Carl Gombrich webinar
Carl basically used a Web cam and Echo 360 http://echo360.com/, a Leader in blended learning and lecture Capture Solution, to present a lecture. Carl also invested in a Wacom Bamboo graphics tablet which allows the lecturer to draw on ppts, write mathematics formula etc.
Carl approach is to record the lecture in advance then ask students to view the lecture before the time table slot. Getting them to do this can be problematic but he encourages them to watch it by asking them to write 3 questions relating to the lecture. They also need to jot down when in the lecture (the timeslot) the questions arise. Doing this not only ensures students watch but reflection on the questions is a learning process. As Carl explains “one of the most important things in learning is asking the right questions”. The questions are then uploaded to a community space (wiki, VLE etc.) and then there is a poll allowing students to select their top 10 questions. These questions are addressed in the face-to-face timetabled lecture slot.

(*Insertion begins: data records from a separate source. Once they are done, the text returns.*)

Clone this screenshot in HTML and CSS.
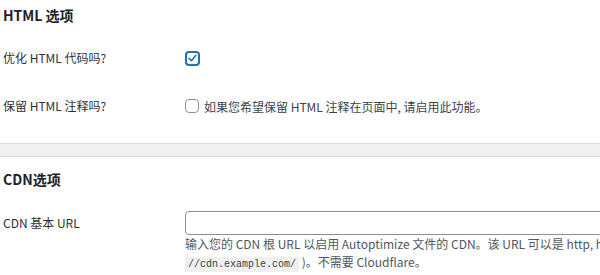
FILE: index.html
```html
<!DOCTYPE html>
<html lang="zh-CN">
<head>
    <meta charset="UTF-8">
    <meta name="viewport" content="width=device-width, initial-scale=1.0">
    <title>Autoptimize 设置</title>
    <link rel="stylesheet" href="styles.css">
</head>
<body>
    <section class="panel panel-html">
        <h2>HTML 选项</h2>
        <div class="form-table">
            <div class="row">
                <div class="label">优化 HTML 代码吗?</div>
                <div class="field">
                    <span class="checkbox checked">
                        <svg viewBox="0 0 16 16" width="12" height="12"><path d="M3 8.5 L6.5 12 L13 4" fill="none" stroke="#2271b1" stroke-width="2.2" stroke-linecap="round" stroke-linejoin="round"/></svg>
                    </span>
                </div>
            </div>
            <div class="row">
                <div class="label">保留 HTML 注释吗?</div>
                <div class="field">
                    <span class="checkbox"></span>
                    <span class="inline-text">如果您希望保留 HTML 注释在页面中, 请启用此功能。</span>
                </div>
            </div>
        </div>
    </section>

    <div class="divider"></div>

    <section class="panel panel-cdn">
        <h2>CDN选项</h2>
        <div class="form-table">
            <div class="row row-cdn">
                <div class="label">CDN 基本 URL</div>
                <div class="field field-wide">
                    <input type="text" class="text-input">
                    <p class="description">输入您的 CDN 根 URL 以启用 Autoptimize 文件的 CDN。该 URL 可以是 http, https 或协议相对地址 (例如<br><code>//cdn.example.com/</code> )。不需要 Cloudflare。</p>
                </div>
            </div>
        </div>
    </section>
</body>
</html>
```

FILE: styles.css
```css
html, body {
    overflow: hidden;
}
body {
    margin: 0;
    background-color: #fff;
    color: #1d2327;
    font-family: "Noto Sans CJK SC", "Noto Sans", sans-serif;
    font-size: 12px;
}
.panel {
    padding: 0 0 0 3px;
}
.panel h2 {
    margin: 0;
    font-size: 14px;
    font-weight: 600;
    line-height: 20px;
}
.panel-html {
    padding-top: 5px;
    padding-bottom: 13px;
}
.panel-html .form-table {
    margin-top: 9px;
}
.panel-cdn {
    padding-top: 12px;
}
.panel-cdn .form-table {
    margin-top: 22px;
}
.row {
    display: grid;
    grid-template-columns: 182px 1fr;
    align-items: center;
    height: 48px;
}
.row-cdn {
    height: auto;
    align-items: start;
}
.label {
    color: #2c3338;
    line-height: 24px;
}
.field {
    display: flex;
    align-items: center;
    gap: 5px;
}
.field-wide {
    display: block;
    width: 640px;
}
.checkbox {
    box-sizing: border-box;
    display: flex;
    align-items: center;
    justify-content: center;
    width: 14px;
    height: 14px;
    border: 1px solid #8c8f94;
    border-radius: 4px;
    background: #fff;
}
.checkbox.checked {
    width: 15px;
    height: 15px;
    border: 2px solid #2271b1;
}
.inline-text {
    color: #3c434a;
}
.divider {
    height: 12px;
    background-color: #f0f0f1;
    border-top: 1px solid #dcdcde;
    border-bottom: 1px solid #dcdcde;
}
.text-input {
    box-sizing: border-box;
    display: block;
    width: 100%;
    height: 24px;
    margin: 0;
    border: 1px solid #8c8f94;
    border-radius: 4px;
    background: #fff;
}
.description {
    margin: 0;
    color: #50575e;
    line-height: 18px;
}
.description code {
    font-family: "Liberation Mono", monospace;
    font-size: 10px;
    padding: 2px 3px;
    background-color: #f0f0f1;
    color: #3c434a;
}
```
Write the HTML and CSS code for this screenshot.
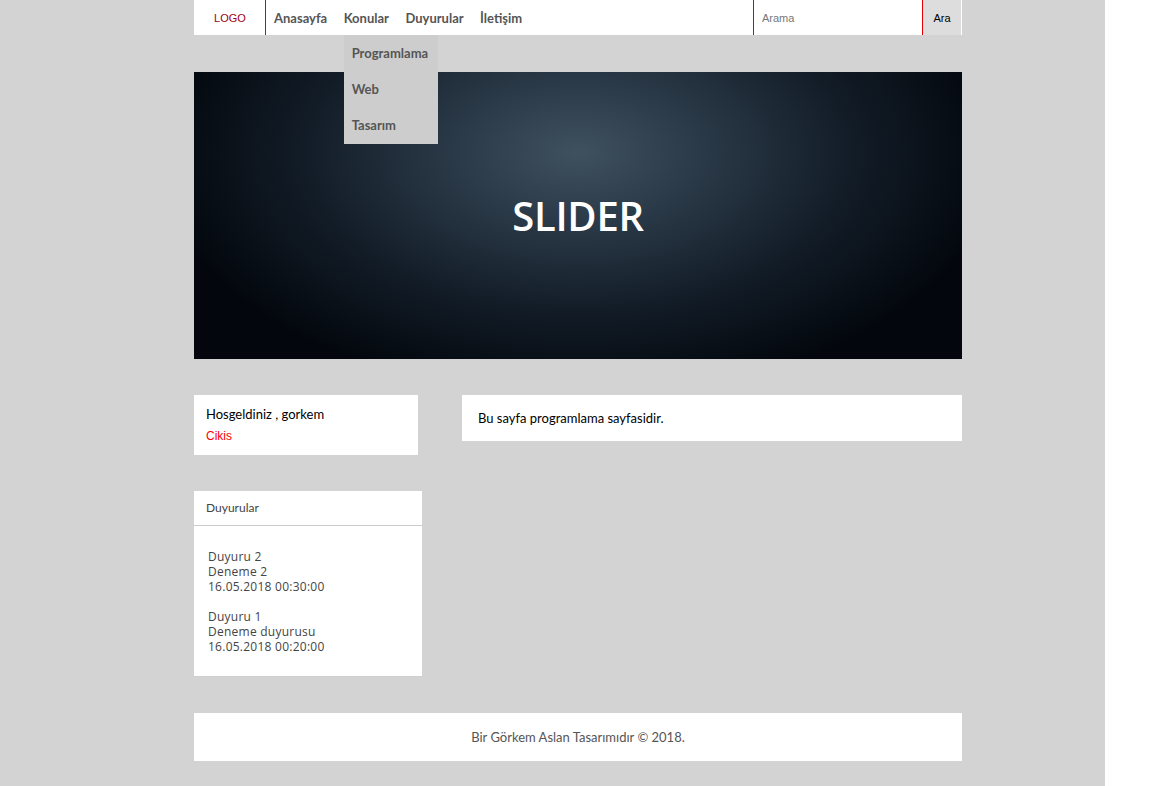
FILE: index.html
```html
<!DOCTYPE html>
<html lang="tr">
<head>
<meta charset="utf-8">
<title>Programlama</title>
<link rel="stylesheet" href="styles.css">
</head>
<body>
<div class="page">
  <div class="container">
    <header class="navbar">
      <div class="logo">LOGO</div>
      <ul class="menu">
        <li><a href="#">Anasayfa</a></li>
        <li class="has-drop"><a href="#">Konular</a>
          <ul class="dropdown">
            <li><a href="#">Programlama</a></li>
            <li><a href="#">Web</a></li>
            <li><a href="#">Tasarım</a></li>
          </ul>
        </li>
        <li><a href="#">Duyurular</a></li>
        <li><a href="#">İletişim</a></li>
      </ul>
      <form class="search">
        <input class="search-input" type="text" placeholder="Arama">
        <button class="search-btn" type="button">Ara</button>
      </form>
    </header>

    <section class="slider">
      <h1 class="slider-title">SLIDER</h1>
    </section>

    <div class="content">
      <aside class="sidebar">
        <div class="box welcome">
          <div class="welcome-text">Hosgeldiniz , gorkem</div>
          <a class="logout" href="#">Cikis</a>
        </div>
        <div class="box news">
          <div class="news-head">Duyurular</div>
          <div class="news-body">
            <div class="news-scroll">
              <div class="news-item">Duyuru 2<br>Deneme 2<br>16.05.2018 00:30:00</div>
              <div class="news-item">Duyuru 1<br>Deneme duyurusu<br>16.05.2018 00:20:00</div>
            </div>
          </div>
        </div>
      </aside>
      <main class="main">
        <div class="box main-box">Bu sayfa programlama sayfasidir.</div>
      </main>
    </div>

    <footer class="footer">Bir Görkem Aslan Tasarımıdır © 2018.</footer>
  </div>
</div>
</body>
</html>
```

FILE: styles.css
```css
* { box-sizing: border-box; }
html, body { margin: 0; padding: 0; background: #ffffff; }
body { font-family: "Lato", "DejaVu Sans", sans-serif; }

.page {
  width: 1105px;
  min-height: 786px;
  background: #d3d3d3;
  padding-bottom: 25px;
}
.container {
  width: 768px;
  margin-left: 194px;
}

/* navbar */
.navbar {
  height: 35px;
  background: #fff;
  display: flex;
  align-items: stretch;
}
.logo {
  width: 72px;
  border-right: 1px solid #e00000;
  color: #a00010;
  font-family: "Liberation Sans", Arial, sans-serif;
  font-size: 11px;
  display: flex;
  align-items: center;
  justify-content: center;
  padding-left: 1px;
}
.menu {
  list-style: none;
  margin: 0;
  padding: 0 0 0 8px;
  display: flex;
  gap: 16.5px;
  flex: 1;
}
.menu > li {
  position: relative;
  display: flex;
  align-items: center;
}
.menu a {
  color: #555;
  font-weight: bold;
  font-size: 13px;
  text-decoration: none;
}
.dropdown {
  position: absolute;
  top: 35px;
  left: 0;
  list-style: none;
  margin: 0;
  padding: 0;
  background: #cdcdcd;
  width: 94px;
  z-index: 5;
}
.dropdown li {
  height: 36px;
  display: flex;
  align-items: center;
  padding-left: 8px;
}
.dropdown li:last-child { height: 37px; padding-bottom: 2px; }

.search {
  display: flex;
  margin: 0 1px 0 0;
}
.search-input {
  width: 170px;
  height: 35px;
  border: none;
  border-left: 1px solid #e00000;
  border-right: 1px solid #e00000;
  padding: 0 8px;
  font-family: "Liberation Sans", Arial, sans-serif;
  font-size: 11px;
  color: #333;
  background: #fff;
  outline: none;
}
.search-input::placeholder { color: #777; }
.search-btn {
  width: 38px;
  height: 35px;
  border: none;
  background: #dddddd;
  font-family: "Liberation Sans", Arial, sans-serif;
  font-size: 11px;
  color: #000;
  padding: 0;
}

/* slider */
.slider {
  margin-top: 37px;
  height: 287px;
  background: radial-gradient(ellipse 55% 85% at 50% 28%, #3f505f 0%, #2a3947 30%, #121c27 65%, #03070d 100%);
  display: flex;
  align-items: center;
  justify-content: center;
}
.slider-title {
  margin: 0;
  color: #fff;
  font-weight: 600;
  font-size: 40px;
  font-family: "Open Sans", "Lato", sans-serif;
  letter-spacing: -0.3px;
}

/* content */
.content {
  margin-top: 36px;
  display: flex;
  gap: 40px;
  align-items: flex-start;
}
.sidebar {
  width: 228px;
  display: flex;
  flex-direction: column;
  gap: 36px;
}
.box { background: #fff; }
.welcome {
  width: 224px;
  height: 60px;
  padding: 11px 12px;
}
.welcome-text {
  font-size: 13px;
  color: #000;
  line-height: 16px;
}
.logout {
  display: block;
  margin-top: 7px;
  font-family: "Liberation Sans", Arial, sans-serif;
  font-size: 12px;
  color: #f00;
  text-decoration: none;
}
.news {
  height: 186px;
  border-bottom: 1px solid #cfcfcf;
}
.news-head {
  height: 35px;
  border-bottom: 1px solid #cccccc;
  padding: 0 12px 2px;
  display: flex;
  align-items: center;
  font-size: 12px;
  color: #444;
}
.news-body { padding: 22px 14px 0; }
.news-scroll {
  height: 104px;
  overflow: hidden;
  font-family: "Open Sans", sans-serif;
  font-size: 12px;
  letter-spacing: 0.25px;
  line-height: 15px;
  color: #444;
  padding-top: 1px;
}
.news-item + .news-item { margin-top: 15px; }

.main { flex: 1; }
.main-box {
  height: 46px;
  padding: 0 16px;
  display: flex;
  align-items: center;
  font-size: 13px;
  color: #000;
}

.footer {
  margin-top: 36px;
  height: 48px;
  background: #fff;
  display: flex;
  align-items: center;
  justify-content: center;
  font-size: 13px;
  color: #555;
}
```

Working in this way not only allows more reflection and engagement but it also helps teaching get back to more personal relationships.

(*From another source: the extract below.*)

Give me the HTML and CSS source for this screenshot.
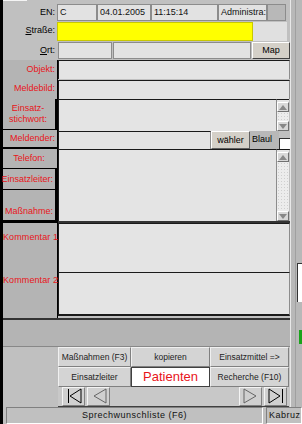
FILE: index.html
```html
<!DOCTYPE html>
<html lang="de">
<head>
    <meta charset="UTF-8">
    <title>Einsatz</title>
    <link rel="stylesheet" href="styles.css">
</head>
<body>
<div class="screen">
    <div class="body">
        <div class="main">
            <div class="topstrip"><span class="tabline"></span></div>

            <div class="row r1">
                <div class="lbl">EN:</div>
                <div class="fld w40">C</div>
                <div class="fld w54">04.01.2005</div>
                <div class="fld w67">11:15:14</div>
                <div class="fld w49">Administra:</div>
                <div class="fld dark w19"></div>
            </div>
            <div class="row r2">
                <div class="lbl"><u>S</u>traße:</div>
                <div class="fld yellow w196"></div>
                <div class="fld plain w34"></div>
            </div>
            <div class="row r3">
                <div class="lbl"><u>O</u>rt:</div>
                <div class="fld w54"></div>
                <div class="fld w138"></div>
                <div class="btn map">Map</div>
            </div>

            <div class="sect s-a">
                <div class="labels">
                    <div class="lbox h39">
                        <div class="rl" style="height:19px">Objekt:</div>
                        <div class="rl" style="height:19px">Meldebild:</div>
                    </div>
                </div>
                <div class="fields">
                    <div class="area" style="height:19px"></div>
                    <div class="area" style="height:19px"></div>
                </div>
            </div>

            <div class="sect s-b">
                <div class="labels">
                    <div class="lbox narrow" style="height:30px"><div class="rl center">Einsatz-<br>stichwort:</div></div>
                    <div class="lbox" style="height:17px"><div class="rl">Meldender:</div></div>
                </div>
                <div class="fields">
                    <div class="arearow" style="height:32px">
                        <div class="area grow"></div>
                        <div class="scroll">
                            <div class="sbtn"><svg width="8" height="5"><polygon points="4,0 8,5 0,5" fill="#888"/></svg></div>
                            <div class="strack"></div>
                            <div class="sbtn"><svg width="8" height="5"><polygon points="0,0 8,0 4,5" fill="#888"/></svg></div>
                        </div>
                    </div>
                    <div class="arearow" style="height:18px">
                        <div class="area grow"></div>
                        <div class="btn waehler">wähler</div>
                        <div class="blaul">Blaul</div>
                        <div class="check"></div>
                    </div>
                </div>
            </div>

            <div class="sect s-c">
                <div class="labels">
                    <div class="lbox" style="height:19px"><div class="rl center">Telefon:</div></div>
                    <div class="lbox narrow" style="height:20px"><div class="rl">Einsatzleiter:</div></div>
                    <div class="lbox narrow" style="height:30px"><div class="rl bottom">Maßnahme:</div></div>
                </div>
                <div class="fields">
                    <div class="arearow" style="height:72px">
                        <div class="area grow"></div>
                        <div class="scroll">
                            <div class="sbtn"><svg width="8" height="5"><polygon points="4,0 8,5 0,5" fill="#888"/></svg></div>
                            <div class="strack"></div>
                            <div class="sbtn"><svg width="8" height="5"><polygon points="0,0 8,0 4,5" fill="#888"/></svg></div>
                        </div>
                    </div>
                </div>
            </div>

            <div class="sect s-d">
                <div class="labels">
                    <div class="lbox wide" style="height:95px">
                        <div class="kl k1">Kommentar 1:</div>
                        <div class="kl k2">Kommentar 2:</div>
                    </div>
                </div>
                <div class="fields">
                    <div class="area" style="height:49px"></div>
                    <div class="area last" style="height:44px"></div>
                </div>
            </div>

            <div class="bar"></div>

            <div class="tabs">
                <div class="tabspace"></div>
                <div class="tabpanel">
                    <div class="tabgrid">
                        <div class="tab">Maßnahmen (F3)</div>
                        <div class="tab">kopieren</div>
                        <div class="tab">Einsatzmittel =&gt;</div>
                        <div class="tab">Einsatzleiter</div>
                        <div class="tab active">Patienten</div>
                        <div class="tab">Recherche (F10)</div>
                    </div>
                    <div class="nav">
                        <div class="nbtn"><svg width="20" height="16"><line x1="4.5" y1="1" x2="4.5" y2="15" stroke="#000"/><polygon points="17,1 6,8 17,15" fill="none" stroke="#000"/></svg></div>
                        <div class="nbtn"><svg width="20" height="16"><polygon points="17,1 5,8 17,15" fill="none" stroke="#666"/></svg></div>
                        <div class="navgap"></div>
                        <div class="nbtn"><svg width="20" height="16"><polygon points="3,1 15,8 3,15" fill="none" stroke="#666"/></svg></div>
                        <div class="nbtn"><svg width="20" height="16"><polygon points="3,1 14,8 3,15" fill="none" stroke="#000"/><line x1="16.5" y1="1" x2="16.5" y2="15" stroke="#000"/></svg></div>
                    </div>
                </div>
            </div>
        </div>
        <div class="side">
            <div class="sideline"></div>
            <div class="sidebox"></div>
            <div class="sidegreen"></div>
        </div>
    </div>
    <div class="status">
        <div class="spanel">Sprechwunschliste (F6)</div>
        <div class="spanel small">Kabruz</div>
    </div>
</div>
</body>
</html>
```

FILE: styles.css
```css
body { margin: 0; background: #b4b4b4; font-family: "Liberation Sans", Arial, sans-serif; font-size: 9px; }
.screen { width: 302px; height: 424px; display: flex; flex-direction: column; overflow: hidden; }
.body { display: flex; height: 407px; }
.main { width: 287px; border-left: 3px solid #000; background: #c0c0c0; display: flex; flex-direction: column; }
.topstrip { height: 4px; }
.tabline { display: block; width: 24px; height: 1px; background: #f4f4f4; }

.row { display: flex; align-items: stretch; }
.r1 { height: 17px; }
.r2 { height: 19px; padding-top: 1px; }
.r3 { height: 18px; padding-top: 1px; padding-bottom: 1px; gap: 1px; }
.lbl { width: 52px; padding-right: 2px; text-align: right; line-height: 17px; color: #000; }
.fld { box-sizing: border-box; border: 1px solid #8c8c8c; background: #e2e2e2; padding-left: 2px; line-height: 15px; color: #111; white-space: nowrap; overflow: hidden; }
.fld.dark { background: #b8b8b8; }
.fld.yellow { background: #ffff00; border-color: #c8c800; }
.fld.plain { border: none; background: #e0e0e0; }
.w19 { width: 19px; } .w34 { width: 34px; } .w40 { width: 40px; } .w49 { width: 49px; }
.w54 { width: 54px; } .w67 { width: 67px; } .w138 { width: 138px; } .w196 { width: 196px; }

.btn { box-sizing: border-box; background: #d4d0c8; border: 1px solid; border-color: #fff #404040 #404040 #fff; text-align: center; color: #000; }
.map { width: 38px; line-height: 15px; }

.sect { display: flex; }
.labels { width: 55px; background: #000; display: flex; flex-direction: column; gap: 1px; }
.lbox { background: #b4b4b4; width: 54px; box-sizing: border-box; }
.lbox.narrow { width: 52px; }
.lbox.wide { width: 54px; }
.h39 { height: 39px; }
.rl { color: #e8141a; text-align: right; padding-right: 2px; display: flex; align-items: center; justify-content: flex-end; height: 100%; line-height: 11px; }
.rl.center { text-align: center; justify-content: center; }
.rl.bottom { align-items: flex-end; padding-bottom: 3px; box-sizing: border-box; }
.kl { color: #e8141a; font-size: 9px; padding-left: 0; white-space: nowrap; line-height: 11px; letter-spacing: 0.1px; }
.k1 { padding-top: 9px; }
.k2 { padding-top: 32px; }

.fields { width: 232px; display: flex; flex-direction: column; }
.area { box-sizing: border-box; background: #e4e4e4; border-top: 1px solid #1a1a1a; border-left: 1px solid #1a1a1a; border-right: 1px solid #8c8c8c; }
.area.last { border-bottom: 2px solid #1a1a1a; }
.s-a .area + .area { margin-top: 1px; }
.s-d .fields { border-top: 2px solid #333; }
.s-d .labels { border-top: 2px solid #000; }
.arearow { display: flex; }
.grow { flex: 1; }
.scroll { width: 12px; display: flex; flex-direction: column; background: #e4e4e4; border-top: 1px solid #1a1a1a; padding-top: 2px; box-sizing: border-box; margin-right: 1px; }
.sbtn { height: 10px; box-sizing: border-box; background: #d8d8d8; border: 1px solid; border-color: #fff #707070 #707070 #fff; display: flex; align-items: center; justify-content: center; }
.strack { flex: 1; background-image: radial-gradient(#cfcfcf 40%, transparent 45%); background-size: 3px 3px; background-color: #ececec; }
.waehler { width: 39px; line-height: 16px; font-size: 9px; border-color: #fff #606060 #606060 #fff; }
.blaul { width: 29px; background: #b8b8b8; line-height: 16px; padding-left: 2px; box-sizing: border-box; color: #000; }
.check { width: 10px; height: 10px; margin-top: 7px; background: #fff; border: 1px solid #303030; border-right: none; }
.s-b .arearow + .arearow .area { border-top: 1px solid #1a1a1a; }

.bar { height: 26px; background: #b4b4b4; border-top: 2px solid #333; }
.tabs { display: flex; height: 61px; background: #c8c8c8; border-top: 1px solid #888; }
.tabspace { width: 55px; background: #c0c0c0; }
.tabpanel { width: 231px; display: flex; flex-direction: column; }
.tabgrid { display: grid; grid-template-columns: 73px 79px 79px; grid-auto-rows: 20px; }
.tab { box-sizing: border-box; background: #d4d4d4; border: 1px solid; border-color: #f0f0f0 #808080 #808080 #f0f0f0; text-align: center; line-height: 18px; color: #222; white-space: nowrap; overflow: hidden; font-size: 8.5px; }
.tab.active { background: #fff; color: #e8141a; font-size: 13px; border-color: #404040; line-height: 18px; }
.nav { display: flex; height: 20px; padding-left: 4px; border-bottom: 1px solid #404040; box-sizing: border-box; }
.nbtn { width: 23px; height: 19px; box-sizing: border-box; background: #d0d0d0; border: 1px solid; border-color: #f4f4f4 #808080 #808080 #f4f4f4; display: flex; align-items: center; justify-content: center; margin-right: 2px; }
.navgap { flex: 1; }

.side { width: 12px; background: #b8b8b8; position: relative; border-left: 1px solid #e8e8e8; box-sizing: border-box; }
.sideline { position: absolute; left: 4px; top: 0; bottom: 0; width: 1px; background: #a0a0a0; }
.sidebox { position: absolute; left: 6px; top: 263px; width: 6px; height: 38px; background: #fff; border-left: 1px solid #333; border-top: 1px solid #333; }
.sidegreen { position: absolute; left: 8px; top: 330px; width: 3px; height: 14px; background: #1aa31a; }

.status { display: flex; height: 17px; border-left: 3px solid #000; background: #c0c0c0; padding-left: 3px; gap: 3px; }
.spanel { width: 257px; box-sizing: border-box; border: 1px solid; border-color: #808080 #fff #fff #808080; text-align: center; line-height: 15px; color: #111; letter-spacing: 0.5px; }
.spanel.small { width: 36px; text-align: left; padding-left: 2px; }
```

Carl then shared some thoughts on the good things about working in this way: students get their questions answered, there is better engagement, submitting questions is part of the formative assessment, time is freed up. And the bad things: there is always a worry that the kit won’t work, some lecturers are self conscious, it takes extra time (but don’t we owe it to them – they pay for teaching – later on you can reuse sessions).

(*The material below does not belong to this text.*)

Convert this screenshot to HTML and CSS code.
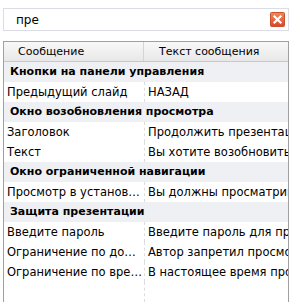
FILE: index.html
```html
<!DOCTYPE html>
<html>
<head>
<meta charset="utf-8">
<link rel="stylesheet" href="styles.css">
</head>
<body>
<div class="page">
  <div class="search">
    <span class="query">пре</span>
    <span class="clear">
      <svg width="15" height="15" viewBox="0 0 15 15">
        <defs>
          <linearGradient id="g" x1="0" y1="0" x2="0" y2="1">
            <stop offset="0" stop-color="#f08a5c"/>
            <stop offset="1" stop-color="#d9472a"/>
          </linearGradient>
        </defs>
        <rect x="0.5" y="0.5" width="14" height="14" rx="1" fill="url(#g)" stroke="#c9502f"/>
        <path d="M4.5 4.5 L10.5 10.5 M10.5 4.5 L4.5 10.5" stroke="#fff" stroke-width="2.2" stroke-linecap="square"/>
      </svg>
    </span>
  </div>
  <div class="table">
    <div class="head">
      <div class="hcell c1">Сообщение</div>
      <div class="hcell c2">Текст сообщения</div>
    </div>
    <div class="body">
      <div class="group">Кнопки на панели управления</div>
      <div class="row"><div class="cell c1">Предыдущий слайд</div><div class="cell c2">НАЗАД</div></div>
      <div class="group">Окно возобновления просмотра</div>
      <div class="row"><div class="cell c1">Заголовок</div><div class="cell c2">Продолжить презентацию?</div></div>
      <div class="row"><div class="cell c1">Текст</div><div class="cell c2">Вы хотите возобновить просмотр?</div></div>
      <div class="group">Окно ограниченной навигации</div>
      <div class="row"><div class="cell c1">Просмотр в установленном порядке</div><div class="cell c2">Вы должны просматривать слайды по порядку</div></div>
      <div class="group">Защита презентации</div>
      <div class="row"><div class="cell c1">Введите пароль</div><div class="cell c2">Введите пароль для просмотра</div></div>
      <div class="row"><div class="cell c1">Ограничение по домену</div><div class="cell c2">Автор запретил просмотр</div></div>
      <div class="row"><div class="cell c1">Ограничение по времени</div><div class="cell c2">В настоящее время просмотр недоступен</div></div>
      <div class="row filler"><div class="cell c1"></div><div class="cell c2"></div></div>
    </div>
  </div>
</div>
</body>
</html>
```

FILE: styles.css
```css
html, body {
  margin: 0;
  padding: 0;
  background: #fff;
  height: 100%;
  overflow: hidden;
}
body {
  font-family: "DejaVu Sans", Tahoma, sans-serif;
  font-size: 11px;
  color: #000;
}
.page {
  padding: 8px 9px 0 3px;
  display: flex;
  flex-direction: column;
  height: 302px;
  box-sizing: border-box;
}
.search {
  height: 23px;
  box-sizing: border-box;
  border: 1px solid #dcdce4;
  display: flex;
  align-items: center;
  justify-content: space-between;
  padding: 0 3px 0 12px;
}
.query {
  font-size: 12px;
}
.clear {
  display: flex;
  width: 15px;
  height: 15px;
}
.table {
  margin-top: 10px;
  flex: 1;
  border: 1px solid #a0a0a0;
  border-bottom: none;
  display: flex;
  flex-direction: column;
  overflow: hidden;
}
.head {
  display: flex;
  height: 19px;
  border-bottom: 1px solid #c8c8c8;
  background: linear-gradient(#f8f8f8, #e8e8e8);
}
.hcell {
  display: flex;
  align-items: center;
  font-size: 11px;
  white-space: nowrap;
  overflow: hidden;
}
.hcell.c1 {
  width: 140px;
  padding-left: 14px;
  box-sizing: border-box;
  border-right: 1px solid #d4d4d4;
}
.hcell.c2 {
  flex: 1;
  padding-left: 15px;
}
.body {
  flex: 1;
  display: flex;
  flex-direction: column;
}
.group {
  height: 20px;
  line-height: 20px;
  background: #eff0f4;
  font-weight: bold;
  padding-left: 6px;
  font-size: 11px;
  white-space: nowrap;
  overflow: hidden;
}
.row {
  display: flex;
  height: 20px;
  line-height: 20px;
}
.row.filler {
  flex: 1;
}
.cell {
  white-space: nowrap;
  overflow: hidden;
  font-size: 11.5px;
}
.cell.c1 {
  width: 141px;
  padding-left: 3px;
  padding-right: 0;
  box-sizing: border-box;
  text-overflow: ellipsis;
  border-right: 1px dashed #dcdcdc;
}
.cell.c2 {
  flex: 1;
  padding-left: 3px;
}
```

It was really refreshing to hear someone who “just doesn’t care about the technology” but cares about the reaching talk about how the flipping lecture idea could work in reality. Over 60 people attended and the moderator declared it the highest attended JISC/HEA Video in Teaching and Learning webinar to date.
There were a few technologies mentioned in the chat of the session that I intend to follow up including Presentations2go, which lets students write comments on the timeline directly, then discuss them.